Empero, regresemos con don José Manuel Otero. Con gran razón afirma en la introducción del libro anteriormente citado:
(…) el Cesarismo es aquella posición o régimen político jerárquico <<fuerte>>, no necesariamente antidemocrático, pero al menos autoritario, basado en el carisma o la imposición de quien manda, bien sea ejercido por una persona individual o por un grupo dirigente; el César no es el gobernante que aspira a ir satisfaciendo las demandas explícitas de su pueblo, sino aquel otro que actúa en vanguardia de los suyos, marcando rumbos, conectando quizá con minorías o acaso con las ansias profundas pero menos expresadas de las gentes.
No obstante, lo anterior, debo de decir que cuando el autor nos dice “no necesariamente antidemocrático”, debo diferir, pues la democracia, por más que algunos se empeñen, no es solamente votar cada x años ni hacer aquello que la mayoría de la sociedad decida, ya que, si la mayoría de la sociedad decide acabar con la democracia, eso no es democrático en absoluto. No es que lo diga yo, sino porque es un axioma elemental de cualquier democracia, la pervivencia ante los totalitarismos. En mi modesta opinión, un “régimen político jerárquico <<fuerte>>”, difícilmente puede ser democrático, puesto que esa jerarquía y esa fuerza actuarán, sin duda, a espaldas del resto de la sociedad. Pero la democracia es de todos y para todos, no sólo para las mayorías, como rezaba uno de sus eslóganes de campaña hace unos años, “Gobernar para la mayoría”.
Como mucha gente sabe, especialmente aquellos que hemos estudiado derecho y conocemos la obra de Karl Loewenstein, pueden existir muchos tipos de democracias, al igual que constituciones, pero tan sólo una es real, así lo definía el intelectual liberal alemán en su clasificación ontológica sobre los tipos de constituciones posibles:
- Constitución normativa: aquellas constituciones reales, donde impera la ley y su cumplimiento es indiscutible tanto por parte del ciudadano como por parte del legislador y del resto de instituciones.
- Constitución nominal: aquellas constituciones existentes que por las circunstancias del país no cumplen con sus preceptos, es decir, no se aplican realmente.
- Constitución semántica: aquellas constituciones que sólo tienen de constitución el nombre, como la venezolana, donde la ley y la constitución es efectivamente aplicada, pero en forma de monopolio donde no cabe el disidente, pues la propia legislación autoriza su represión.
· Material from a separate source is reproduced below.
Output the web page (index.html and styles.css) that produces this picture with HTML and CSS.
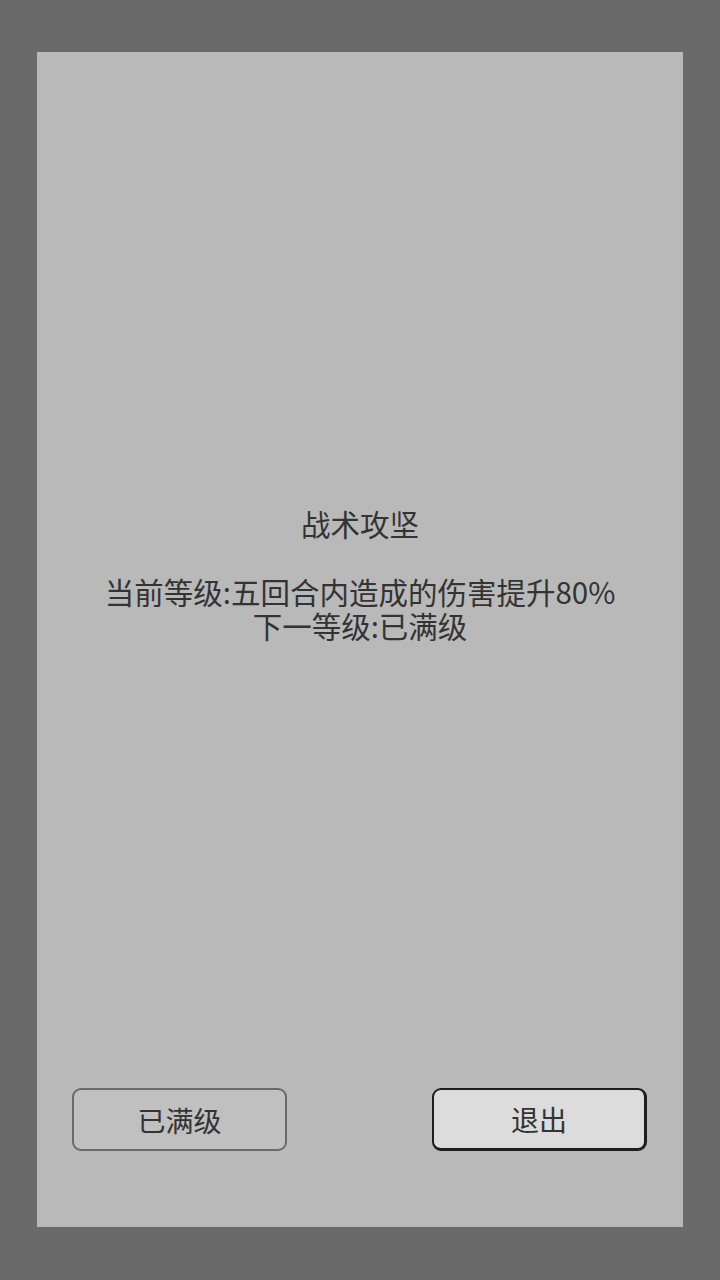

Finalizo con un pequeño fragmento de El retorno de los Césares que, quizá, le resulte esclarecedor al lector:
Concluyendo el siglo XIX, tras largo tiempo de dominio liberal y de escepticismo positivista, el progreso exigía defender a la autoridad, y nacieron y se extendieron los llamamientos y doctrinas que ya anteriormente anotamos que, en nuestro país —de modo similar a lo que ocurría en los demás —, se plasmaron en aquel ideal favorable al <<cirujano de hierro>>, propuesto por los avanzados del momento. Pero esa vuelta dionisiaca a la autoridad llegó tan lejos, sobre todo a partir de los años treinta del siglo XX, que volvió a ser necesario poner el énfasis en la libertad personal, como así ocurrió a partir de la Segunda Guerra Mundial. Y esa defensa de la libertad, por su intensidad y generalización, trajo el actual clima de permisividad y vacío que, más adelante, hará reaparecer, una vez más, el ansia de autoridad.
Para impedir que esta locura suceda, sólo existe un camino: Continuar en las trincheras dando la batalla de las ideas día a día.